In the photoelectric effect, if you have a frequency above the threshold frequency, electrons are ejected with greater kinetic energy, but the voltage and current of a circuit using the photoelectric effect is the same. If electrons have a greater Ek, they would have a greater speed, and so if they begin traveling through the circuit’s wire with a greater speed, more electrons would be traveling through per second, so current would be higher, and so would voltage; V= IR. But, as above, this is not the case. Is this because all the additional kinetic energy is used up when the electrons enter the wire?

Then again, if they did enter with more energy, the extent of the conversion of potential energy to kinetic through the wire would still be the same as with electrons of lower kinetic energy, so voltage should be the same. However this conflicts with the idea that the electrons travel faster, leading to a higher current and voltage.

I am quite confused. Please help :)

 

[kuruman]

I am quite confused.

You are.

... but the voltage and current of a circuit using the photoelectric effect is the same.

The same as what?

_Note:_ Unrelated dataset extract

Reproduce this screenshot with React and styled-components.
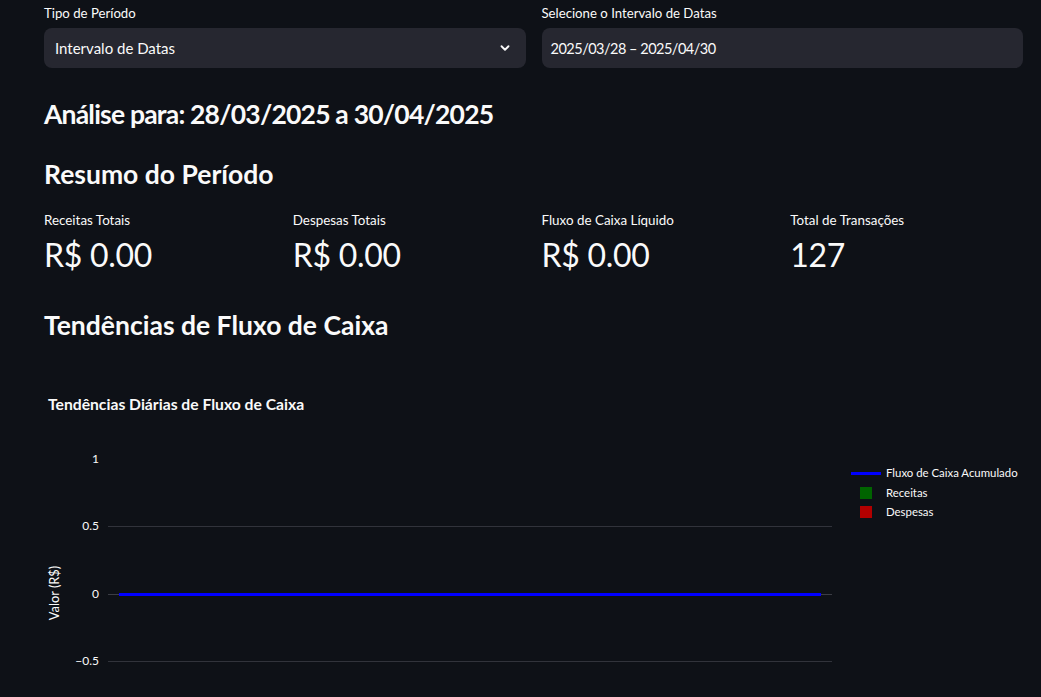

What voltage are you talking about? The relevant voltage in the photoelectric effect is the stopping voltage $V_s$ that is required to stop the ejected photoelectrons to reach the anode. A higher frequency of incident photons means higher kinetic energy of ejected electrons which in turn means higher stopping voltage. The current is related to the number of photons per unit time incident on the photocathode; a higher number of incident photons means a higher number of ejected photoelectrons and, therefore, a higher current.

... so current would be higher, and so would voltage; V= IR.

A photocell does not obey Ohm's law. V = IR is inapplicable here. That's what cuases your confusion.